The auditor we hired to do our annual AML test was fired. Now,
to comply with the regulator, we have to find an auditor who will work with us to
review the last 36 months to determine if we should have filed more identity-related SARs. This is a
massive undertaking. I am one of several operations persons drafted into the
compliance department to assist. I want to know more, and I hope you will give
us some feedback.
What is identity-related suspicious activity?
ANSWER
We provide Anti-Money Laundering (AML) testing and training. We
were the first compliance firm in the country to offer testing, training, and a
written AML Program. Also, we handle large AML due diligence projects
such as the one you've described. If you want information about our AML
compliance support, contact
us here.
For years, the Financial Crimes
Enforcement Network (FinCEN) has issued trend analyses showing that identity-related
suspicious activity is a huge percentage of filings. For instance, in 2021, approximately
1.6 million SARs (42% of the SARs filed that year) related to identity, which
was $212 billion in suspicious activity.
Just a few weeks ago, FinCEN
published its findings as part of its ongoing Identity Project ("Report").[i]
The Report outlines how bad actors exploit identity-related processes in
processing transactions as well as opening and accessing accounts.
I will provide a cursory overview of
the Report and then move on to an answer to your question.
TYPOLOGIES
The Report discusses the existence
of significant identity-related exploitations through various schemes. FinCEN
identified over fourteen "typologies" commonly indicated in
identity-related SARs.
The most frequently reported were
(1) fraud,
(2) false
records,
(3) identity
theft,
(4) third-party
money laundering, and
(5) circumvention
of verification standards.
These top five typologies accounted
for 88% of identity-related SARs and 74% of the total suspicious activity
reported in 2021.
TRENDS
Trends found in the BSA reporting
include:
·
Although
identity-related suspicious activity impacted all types of financial
institutions, depository institutions filed the most identity-related BSA
reports, which was about 54% of all identity-related filings.
·
The impact of
identity-related exploitations by BSA report volumes and cited U.S. dollar
values are significant. Attackers most frequently use impersonation tactics,
followed by compromise during authentication, and then circumvent verification
to evade detection. Compromised credentials have a disproportionally large
monetary impact compared to impersonation and circumvention.
·
The Report found that
compromised credentials have a disproportionate financial impact compared to
other types of identity exploitation.
SAFE HARBOR
I will not comment on your company's exposure to losing the
Safe Harbor except to point out that the Safe Harbor provision of the Bank
Secrecy Act (BSA)[ii],
among other things, shields financial institutions, their officers, and
employees from civil liability for reporting known or suspected criminal
offenses or suspicious activity by filing a SAR. From your question, I can't
tell who told you that your company may lose the Safe Harbor.
The Safe Harbor provides
immunity to any "financial institution that makes a voluntary disclosure
of any possible violation of law or regulation to a government agency."

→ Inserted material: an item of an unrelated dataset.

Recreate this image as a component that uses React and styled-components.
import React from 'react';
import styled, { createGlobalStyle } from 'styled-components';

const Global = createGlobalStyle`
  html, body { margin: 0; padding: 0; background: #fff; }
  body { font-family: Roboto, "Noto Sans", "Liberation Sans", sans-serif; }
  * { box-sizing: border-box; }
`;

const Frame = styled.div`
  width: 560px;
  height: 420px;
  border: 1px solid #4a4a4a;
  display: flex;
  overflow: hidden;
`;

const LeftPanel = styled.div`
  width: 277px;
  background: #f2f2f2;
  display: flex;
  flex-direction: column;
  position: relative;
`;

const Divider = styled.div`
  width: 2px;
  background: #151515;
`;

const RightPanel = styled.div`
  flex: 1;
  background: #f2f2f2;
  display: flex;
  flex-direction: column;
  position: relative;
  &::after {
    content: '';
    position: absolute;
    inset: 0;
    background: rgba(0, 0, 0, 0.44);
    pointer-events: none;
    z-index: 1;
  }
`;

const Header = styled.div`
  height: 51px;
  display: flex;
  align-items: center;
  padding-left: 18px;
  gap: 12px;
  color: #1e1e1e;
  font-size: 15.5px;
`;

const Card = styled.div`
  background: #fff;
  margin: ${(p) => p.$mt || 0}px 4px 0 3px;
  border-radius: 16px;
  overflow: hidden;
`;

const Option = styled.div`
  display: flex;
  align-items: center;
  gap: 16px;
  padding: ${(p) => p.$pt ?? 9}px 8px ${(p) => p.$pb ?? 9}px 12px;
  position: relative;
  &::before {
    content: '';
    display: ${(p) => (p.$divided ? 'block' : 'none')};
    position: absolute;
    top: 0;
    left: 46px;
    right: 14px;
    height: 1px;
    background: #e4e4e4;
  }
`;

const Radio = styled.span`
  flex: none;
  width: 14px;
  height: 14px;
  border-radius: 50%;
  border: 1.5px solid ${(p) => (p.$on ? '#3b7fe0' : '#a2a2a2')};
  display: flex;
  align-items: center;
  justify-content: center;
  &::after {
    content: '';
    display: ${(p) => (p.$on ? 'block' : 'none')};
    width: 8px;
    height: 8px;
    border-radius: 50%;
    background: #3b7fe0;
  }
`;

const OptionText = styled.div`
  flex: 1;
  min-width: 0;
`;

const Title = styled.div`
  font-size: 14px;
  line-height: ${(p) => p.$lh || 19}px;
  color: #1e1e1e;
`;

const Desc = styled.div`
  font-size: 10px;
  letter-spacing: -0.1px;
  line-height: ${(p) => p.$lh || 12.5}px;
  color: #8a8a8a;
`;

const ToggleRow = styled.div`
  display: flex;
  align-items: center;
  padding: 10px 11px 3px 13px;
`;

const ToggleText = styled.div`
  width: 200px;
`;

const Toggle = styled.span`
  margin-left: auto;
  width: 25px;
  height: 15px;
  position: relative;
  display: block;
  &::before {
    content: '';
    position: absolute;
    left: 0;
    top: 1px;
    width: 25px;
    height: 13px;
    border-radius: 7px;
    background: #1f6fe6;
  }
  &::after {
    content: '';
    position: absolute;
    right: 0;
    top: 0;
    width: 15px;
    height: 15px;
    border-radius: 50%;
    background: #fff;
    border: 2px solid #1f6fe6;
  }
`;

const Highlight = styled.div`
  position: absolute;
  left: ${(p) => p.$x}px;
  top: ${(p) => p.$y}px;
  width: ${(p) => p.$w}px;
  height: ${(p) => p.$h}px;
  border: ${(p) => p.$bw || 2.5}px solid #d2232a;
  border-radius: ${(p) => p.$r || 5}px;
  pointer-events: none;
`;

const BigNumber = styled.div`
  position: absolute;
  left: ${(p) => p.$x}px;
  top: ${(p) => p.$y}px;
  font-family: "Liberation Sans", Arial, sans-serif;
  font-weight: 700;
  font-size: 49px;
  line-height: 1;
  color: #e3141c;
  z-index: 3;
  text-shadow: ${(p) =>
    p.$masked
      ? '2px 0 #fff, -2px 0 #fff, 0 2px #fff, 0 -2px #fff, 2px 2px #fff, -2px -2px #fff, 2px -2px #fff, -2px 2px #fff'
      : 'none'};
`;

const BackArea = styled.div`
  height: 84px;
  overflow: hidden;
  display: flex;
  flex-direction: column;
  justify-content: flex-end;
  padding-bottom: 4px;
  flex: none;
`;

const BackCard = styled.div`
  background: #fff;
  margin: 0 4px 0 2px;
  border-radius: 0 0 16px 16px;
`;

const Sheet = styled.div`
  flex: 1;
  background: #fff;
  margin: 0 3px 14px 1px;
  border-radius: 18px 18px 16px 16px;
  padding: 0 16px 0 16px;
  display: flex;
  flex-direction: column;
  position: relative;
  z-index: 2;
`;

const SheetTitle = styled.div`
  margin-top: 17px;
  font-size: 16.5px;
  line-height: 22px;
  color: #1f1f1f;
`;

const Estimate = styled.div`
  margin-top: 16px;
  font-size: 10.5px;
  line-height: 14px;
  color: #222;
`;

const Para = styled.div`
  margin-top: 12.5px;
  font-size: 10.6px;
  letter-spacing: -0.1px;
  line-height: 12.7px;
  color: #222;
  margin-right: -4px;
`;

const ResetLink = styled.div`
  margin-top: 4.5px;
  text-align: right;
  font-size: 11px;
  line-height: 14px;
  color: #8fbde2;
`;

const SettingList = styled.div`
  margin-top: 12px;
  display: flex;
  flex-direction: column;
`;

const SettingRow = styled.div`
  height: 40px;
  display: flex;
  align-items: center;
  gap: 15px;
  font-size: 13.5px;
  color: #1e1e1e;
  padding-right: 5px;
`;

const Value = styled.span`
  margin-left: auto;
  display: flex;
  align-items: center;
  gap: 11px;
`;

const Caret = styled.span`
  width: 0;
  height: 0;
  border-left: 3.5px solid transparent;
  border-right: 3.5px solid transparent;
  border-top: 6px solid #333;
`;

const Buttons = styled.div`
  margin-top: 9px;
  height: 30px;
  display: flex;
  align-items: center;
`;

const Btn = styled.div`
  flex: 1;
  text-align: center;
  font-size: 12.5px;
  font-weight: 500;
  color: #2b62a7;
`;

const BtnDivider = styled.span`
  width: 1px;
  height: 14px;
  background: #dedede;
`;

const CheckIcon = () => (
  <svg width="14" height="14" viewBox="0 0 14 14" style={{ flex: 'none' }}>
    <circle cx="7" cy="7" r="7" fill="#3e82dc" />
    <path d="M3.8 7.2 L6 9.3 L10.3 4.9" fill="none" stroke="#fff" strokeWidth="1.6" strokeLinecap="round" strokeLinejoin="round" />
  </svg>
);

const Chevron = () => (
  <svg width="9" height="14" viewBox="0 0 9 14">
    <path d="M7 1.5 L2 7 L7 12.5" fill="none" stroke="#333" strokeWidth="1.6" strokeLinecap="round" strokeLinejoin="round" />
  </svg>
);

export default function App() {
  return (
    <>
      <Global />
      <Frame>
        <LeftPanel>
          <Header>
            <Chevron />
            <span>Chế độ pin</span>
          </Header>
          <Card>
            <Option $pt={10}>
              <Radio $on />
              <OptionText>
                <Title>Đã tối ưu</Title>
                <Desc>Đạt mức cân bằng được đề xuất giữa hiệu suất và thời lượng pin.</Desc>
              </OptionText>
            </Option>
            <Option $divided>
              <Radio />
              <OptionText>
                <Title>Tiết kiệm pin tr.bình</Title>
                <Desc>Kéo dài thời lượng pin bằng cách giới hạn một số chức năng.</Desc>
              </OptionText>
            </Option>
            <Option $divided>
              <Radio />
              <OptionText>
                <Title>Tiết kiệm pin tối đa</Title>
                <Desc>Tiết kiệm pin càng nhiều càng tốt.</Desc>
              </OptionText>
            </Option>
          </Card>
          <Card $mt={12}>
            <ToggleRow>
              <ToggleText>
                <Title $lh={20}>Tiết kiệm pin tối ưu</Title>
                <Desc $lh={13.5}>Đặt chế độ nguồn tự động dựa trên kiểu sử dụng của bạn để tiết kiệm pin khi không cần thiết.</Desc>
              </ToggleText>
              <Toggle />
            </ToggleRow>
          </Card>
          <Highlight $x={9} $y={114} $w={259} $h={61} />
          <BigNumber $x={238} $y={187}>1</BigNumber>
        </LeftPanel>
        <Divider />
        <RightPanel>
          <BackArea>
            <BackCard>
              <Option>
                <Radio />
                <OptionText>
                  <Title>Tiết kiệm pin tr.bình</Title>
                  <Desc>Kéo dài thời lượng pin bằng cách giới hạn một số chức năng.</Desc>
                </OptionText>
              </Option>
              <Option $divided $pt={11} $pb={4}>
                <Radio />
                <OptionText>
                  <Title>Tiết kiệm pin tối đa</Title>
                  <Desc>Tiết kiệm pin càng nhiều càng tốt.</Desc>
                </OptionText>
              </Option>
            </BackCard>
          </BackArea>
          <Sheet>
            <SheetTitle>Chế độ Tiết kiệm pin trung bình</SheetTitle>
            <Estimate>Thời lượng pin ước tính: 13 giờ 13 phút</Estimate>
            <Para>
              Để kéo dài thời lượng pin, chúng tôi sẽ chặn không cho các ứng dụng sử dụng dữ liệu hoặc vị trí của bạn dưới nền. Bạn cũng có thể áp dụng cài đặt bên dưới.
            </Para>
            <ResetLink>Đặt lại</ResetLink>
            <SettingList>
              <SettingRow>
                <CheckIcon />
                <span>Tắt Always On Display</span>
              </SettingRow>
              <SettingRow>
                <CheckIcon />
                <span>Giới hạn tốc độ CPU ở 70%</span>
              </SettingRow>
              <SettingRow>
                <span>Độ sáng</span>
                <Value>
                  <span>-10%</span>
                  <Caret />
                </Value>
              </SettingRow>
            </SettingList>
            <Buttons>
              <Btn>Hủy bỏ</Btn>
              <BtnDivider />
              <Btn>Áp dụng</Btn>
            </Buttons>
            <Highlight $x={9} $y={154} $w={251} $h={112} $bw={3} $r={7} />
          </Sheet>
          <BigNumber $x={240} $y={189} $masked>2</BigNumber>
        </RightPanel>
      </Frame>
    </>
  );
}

This protection precludes liability under any federal, state, or local law, or
regulation, or under any contract. Nevertheless, courts have disagreed about
the scope of the protection it affords. You should be working with competent
counsel in responding to the regulatory agency.
SCREENING PROCEDURES
It seems to me that your screening procedures failed to
identify identity-related suspicious activity. You state that the regulator
alleges you did not follow your own AML program procedures. That infers that
you have procedures in a ratified AML Program that were not implemented.
There are three stages to a systemic framework that mitigates
identity-related suspicious activity.[iii]

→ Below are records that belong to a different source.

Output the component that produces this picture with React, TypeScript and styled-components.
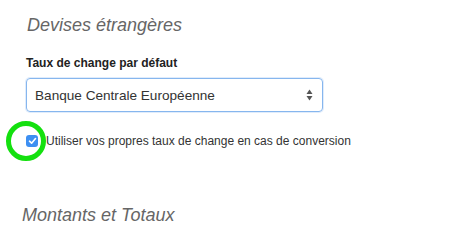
import React from 'react'
import styled, { createGlobalStyle } from 'styled-components'

const GlobalStyle = createGlobalStyle`
  html, body {
    margin: 0;
    padding: 0;
    background: #fff;
  }
  body {
    font-family: "Liberation Sans", Arial, sans-serif;
    color: #333;
  }
`

const Page = styled.div`
  width: 475px;
  height: 237px;
  overflow: hidden;
  padding: 15px 0 0 0;
  box-sizing: border-box;
`

interface SectionProps {
  indent: number
}

const Section = styled.section<SectionProps>`
  padding-left: ${props => props.indent}px;
`

const Heading = styled.h2`
  margin: 0;
  font-size: 18px;
  line-height: 20px;
  font-weight: normal;
  font-style: italic;
  color: #666;
`

const Field = styled.div`
  margin-top: 21px;
  width: 297px;
`

const Label = styled.label`
  display: block;
  font-size: 12px;
  line-height: 14px;
  font-weight: bold;
  color: #222;
  margin-bottom: 8px;
`

const SelectBox = styled.div`
  position: relative;
  height: 34px;
  box-sizing: border-box;
  border: 1px solid #86b6ee;
  border-radius: 4px;
  box-shadow: 0 0 0 1px rgba(130, 180, 240, 0.25);
  display: flex;
  align-items: center;
  padding: 0 8px;
  font-size: 13.6px;
  color: #333;
`

const SelectText = styled.span`
  flex: 1;
`

const Arrows = styled.svg`
  width: 7px;
  height: 12px;
  margin-right: 1px;
`

const CheckRow = styled.div`
  position: relative;
  display: flex;
  align-items: center;
  margin-top: 21px;
  font-size: 12px;
  line-height: 16px;
  color: #333;
`

const Check = styled.span`
  width: 12px;
  height: 12px;
  border-radius: 3px;
  background: #3d8ff2;
  display: flex;
  align-items: center;
  justify-content: center;
  margin-right: 8px;
`

const Ring = styled.span`
  position: absolute;
  left: -20px;
  top: -12px;
  width: 30px;
  height: 30px;
  border: 5px solid #14e00f;
  border-radius: 50%;
`

const SecondSection = styled(Section)`
  margin-top: 56px;
`

export default function App() {
  return (
    <Page>
      <GlobalStyle />
      <Section indent={27}>
        <Heading>Devises étrangères</Heading>
      </Section>
      <Section indent={26}>
        <Field>
          <Label>Taux de change par défaut</Label>
          <SelectBox>
            <SelectText>Banque Centrale Européenne</SelectText>
            <Arrows viewBox="0 0 7 12">
              <path d="M3.5 0.5 L6.5 5 L0.5 5 Z" fill="#555" />
              <path d="M3.5 11.5 L6.5 7 L0.5 7 Z" fill="#555" />
            </Arrows>
          </SelectBox>
        </Field>
        <CheckRow>
          <Ring />
          <Check>
            <svg width="9" height="8" viewBox="0 0 9 8">
              <path d="M1.5 4.2 L3.6 6.2 L7.5 1.5" stroke="#fff" strokeWidth="1.6" fill="none" strokeLinecap="round" strokeLinejoin="round" />
            </svg>
          </Check>
          Utiliser vos propres taux de change en cas de conversion
        </CheckRow>
      </Section>
      <SecondSection indent={22}>
        <Heading>Montants et Totaux</Heading>
      </SecondSection>
    </Page>
  )
}
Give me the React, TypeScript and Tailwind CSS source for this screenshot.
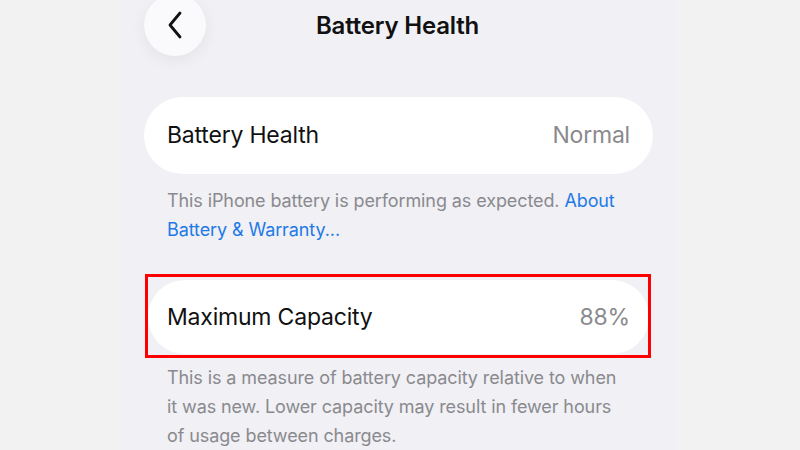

These stages are: (1) Validation; (2) Verification; and (3) Authentication. I
do not think this framework is failsafe, but it is quite comprehensive. Nonetheless,
in the age of Artificial Intelligence, we can expect updates to these stages.
The following is a brief outline of each stage.
Validation
The validation stage begins when a
customer presents identity attributes and supporting evidence (i.e., birth
certificate, passport, driver's license, and so forth) – in person or remotely –
for review by a financial institution. The financial institution then attempts
to determine:
a)
Whether the presented
identity exists (i.e., whether it is tied to a real-life identity);
b)
Whether the presented
identity is unique (i.e., whether it is claimed by only one entity);
c)
Whether the presented
information and evidence are authentic and accurate.
Generally, the financial institution
makes these determinations by comparing the presented information and evidence
against authoritative government data, such as public records and Social
Security Administration data, or third-party data sources, such as credit reporting
agency, utility, and employer data (i.e., independent and reliable data
sources).
Verification
In the verification stage, the
financial institution confirms that the previously validated identity evidence
belongs to the customer. The financial institution may, for instance, match the
customer's appearance in person (or virtually) via photo or video to a photo on
the customer's driver's license, passport, or other photo identification.
Verification tools and techniques
can rely on humans or be entirely automated. These tools may also use
biometrics like facial recognition and "liveness" detection or verify documents
and attributes to determine a match. This process may also use various other
technical and risk data from third parties.
Authentication
In the authentication stage, a
financial institution assesses whether the customer is who they purport to be
based on the customer's possession and control of valid "authenticators." Financial institutions may also engage in other activities involving transactions,
such as verifying counterparties and other transaction monitoring.
Authentication is supposed to
provide "risk-based" assurance that the customer is the same customer
whose identity was validated and verified during previous steps of the identity
process.
The authentication process can occur
in person or remotely, be manual or digital, rely on humans or machines, and is
considered more robust when it depends on multiple authentication factors
(i.e., multifactor authentication).
Common authentication factors
include:
a)
Ownership of something the
customer has (i.e., a badge, phone, or cryptographic key);
b)
Knowledge of something the
customer knows (i.e., a password, passphrase, or PIN);
c)
Inherent or something the
customer is (i.e., a fingerprint or other biometric data).